Dr. Mario R. Garcia

visual journalism designer / editorial consultant

Cuba / US

The Wall Street Journal. The Washington Post. Paris Match. Die Zeit (Germany). Aftenposten (Norway). El Tiempo (Colombia). Six renowned media out of more than 750 in 122 countries that this legendary and multi award-winning design/editorial consultant has worked with in the due course of his long professional career. He is a trained journalist and became a specialist in mobile storytelling as well as the transformation of newsrooms for the digital world. „Change happens, when you take the path of innovation“, Dr. Mario R. Garcia is quoted on the homepage of his media company. „The best tools are those that last over time and they are what allow us to face the challenges of disruptive changes.“

Dr. Mario R. Garcia

visual journalism designer / editorial consultant

Cuba / US

Dr. Mario R. Garcia
Dr. Mario R. Garcia | © Dr. Mario R. Garcia (private)

You don’t need to study a profession to become a legend in it! The living proof for that claim is Dr. Mario R. Garcia. In an interview with new-world-encounters.com he confessed: „I have never ever visited an educational course in design.“ His career path was completely different. Mario R. Garcia (* 15 February 1947 in Placeras, Las Villas, Cuba) arrived in the US in 1962 as an refugee soon after the Castro Revolution. Learning American-English quickly, the teenager became bi-lingual. From being 19 years old he worked as a journalist – mainly for the Miami News and Miami Herald.

While studying journalism Señor Garcia who was interested in Spanish and Latin-American literature, added comparative Science of Literature at the University. Besides his studies he kept on working for the dailies and was in heavy demand being the only one among the editorial stuff who spoke Spanish as well as English. „When I came back to the newspaper, there were the designers. They weren't called so then, but layouters, who did the layout of the pages. For me, it was so peaceful, so beautiful, such an artistic approach to journalism that I would sit there for hours and watch what they were doing. And then at some point I did it myself. That's how I got into newspaper design“ (new-world-encounters.com).

The man who once started with „learning by doing“ is the world's leading newspaper designer for a very long time. He has received over 300 Society of News Design Awards, including the Lifetime Achievement Award. People Magazine en Español selected him among the 100 Most Influential Hispanics.

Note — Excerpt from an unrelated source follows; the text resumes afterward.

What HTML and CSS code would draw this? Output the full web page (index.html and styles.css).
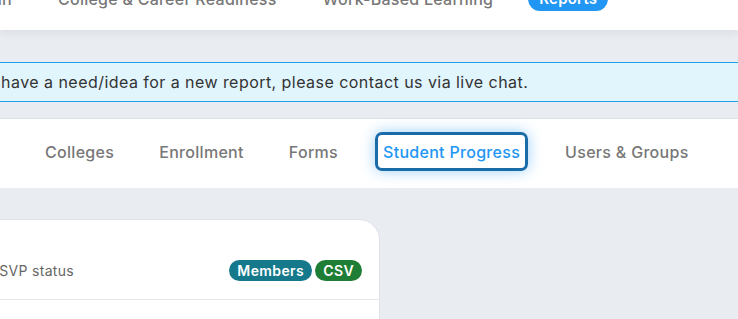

Dr. Mario R. Garcia often tells everyone that he is, first and foremost, a teacher. His coaching career as a journalism professor and publications adviser started at his alma mater, Miami-Dade Community College. From there the avid runner became a professor of graphic arts at Syracuse Universityʼs Newhouse School of Public Communications (1976–1985), and the University of South Florida (1985–1991). In addition, Mr. Garcia has been a Distinguished Professor at the University of Navarra, Spain, as well as a lecturer at universities in 25 countries throughout the United States, Europe, Asia and Latin America.

Garcia founded the Graphics & Design program at The Poynter Institute for Media Studies in St. Petersburg (Florida), where he is still a faculty affiliate and continues to be involved with EyeTrack research.

The founder and CEO of Garcia Media (offices in New York and Buenos Aires) has reveived his Ph.D. from the University of Miami. He is author of 14 books including „The Story“, a trilogy about mobile storytelling and design.

Dr. Mario R. Garcia lives and works in New York City.


Interview November 2022

Legendary media designer who didn't study design: his concept is "the marriage of words and visual images"


How does intuition present itself to you – in form of a suspicious impression, a spontaneous visualisation or whatever - maybe in dreams?

Intuition is a constant companion for all of us.  For me, it translates into something visual. I can be hearing the briefing from an editor or publisher about his/her vision and I already, images of how a certain website, app, newspaper or magazine could look like appear. I normally turn to a sketch pad and put down ideas before they disappear. Intuition comes first, but I think it has to be helped by how we communicate with those around us, especially when it comes to creating a new concept.

Will any ideas be written down immediately and archived?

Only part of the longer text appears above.